Taps etc

February 16, 2016

Below the picture is  a recent review for the Leicester Mercury of  city centre bar/restaurant Taps. I liked it, and while it may not be the best food in the city, it’s definitely a well-run place in a lovely building and is an adornment for the city.

The owners of Taps are becoming significant players in the city centre. They are in the process of converting one of Leicester’s very few medieval buildings  – Wygston’s House on Applegate – into a “high end”restaurant which will focus on local produce. And at the other end of the scale they own, and are now closing, the Lamplighter’s which, no way of getting round this, is probably  the city centre’s dodgiest pub.

It’s a bit of a conundrum this. At one level this daytime karaoke, Dodge City lager pub is a liability to folks trying to run more sedate  businesses in the area. On the other hand, I hear the Police (and no doubt some other licensees)  quite like the fact it corrals trouble into one place and it gives them a likely  venue to find people of interest. Apparently it’s nice and profitable too.  But where are people who don’t fit in elsewhere going to go  – and how exactly do we control the more chaotic elements anyway?

Whatever, the owners have, to the acclaim of other local businesses, decided to give up trying to tame the place and are converting it into a 1950’s rock’n’roll American diner.



Sometimes you realise you’ve misjudged a place. Taps, for me, is one such.

I knew the building of course – one of central Leicester’s gems. It’s a photogenic, 17th century building close by the Cathedral and Guildhall and has a beautiful atmospheric interior full of nooks and crannies. That includes a basement area that has you working out just how far you were from that car park and that king.

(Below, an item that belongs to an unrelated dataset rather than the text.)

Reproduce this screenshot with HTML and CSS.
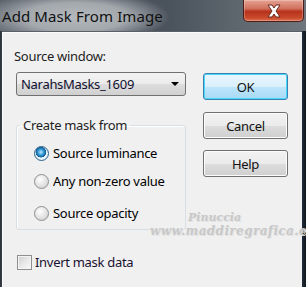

In the early noughties it was for a while a fondly-remembered fine dining venue known as the Opera House. In 2008 it became Taps, a bar with the distinctly unusual feature of being able to pour their house lager from a tap at your own table. It seemed it a bit of a novelty, but eventually the realisation dawned that this was a bar that was serious about beer. It has a good collection of classic Belgian and international beers, and indeed a fine selection of gins, bourbons and other spirits. The food though? Again it took a while for the penny to drop that this had developed into a bar/restaurant and that over time the menu has become really quite interesting –

There’s burgers and sandwiches, yes, but there’s also quite ambitious menu available lunchtimes and evenings with the likes of chicken ballotine stuffed with shitake mushrooms and tarragon or crab salad with beetroot cream and charred chicory.

I went along early on a Friday night not expecting to find many diners but again I’d been a bit slow off the mark in assessing the development of the place and the dining tables were fully booked. The staff, who I will say right now were fantastic over the course of two visits, were able to find me a little corner of the bar area if I was ready to order there and then.

I started with a creamy seafood chowder with saffron. This was a hearty, warming affair packed with mussels, fish and most of all whelks, which were somewhat rubbery but then they are, aren’t they? A decent start though and there was some good basic bread served with it and butter with flakes of sea salt. My initial reaction then was that if wasn’t the finest food available in the city, then it at least it was being prepared by people with a bit of nous and an interest in pleasing the diner.

I decided to do a bit of beer matching and found the fruity, robust Belgian blond ale La Chouffe went very nicely with the soup. Main course was a big, well-seasoned hunk of loin of venison, cooked medium rare. It was very good, and had a decent jus along with a charred clementine that you could use to gently squeeze out some citrus flavour. Kale was a good choice of greenery but the rosti didn’t quite work. The key for me with rosti is the balance of crispy pan-fried outside to a thin barely-cooked layer within – but this was too thick and while it had interesting seasoning there was too much raw potato.

The beer match, worked out in discussion with the very well-informed waitress, was the gorgeous Icelandic toasted porter Einstok, full of coffee and chocolate flavours that complemented the venison beautifully.

At a subsequent lunch time visit I had spinach and feta tortellini, which were big bruisers rather than fine and delicate. If the pasta was a bit heavy-handed, the filling was well done and a sage cream sauce was excellent. A desert of lemon tart was billed as a “baked lemon custard” but was nothing of the sort. The classic lemon tart is a test for the kitchen but this was simply a lemon-curdy cream that been piped into a pastry case – nicely sweet and sharp but not a lemon tart. There was a good fruit coulis and berries with it though, and it was all presented with a bit of panache.

This time round I also tried the Chilean craft IPA Rothhammer – a light but flavoursome version which doesn’t overwhelm the tastebuds. Apparently this is the only outlet in Leicester and one of the first in the UK.

Taps is offering an interesting line food and in the main the quality appears good. With its excellent drinks offering and staff doing a fine job of making you welcome and feel looked after, other sceptics should give it a visit.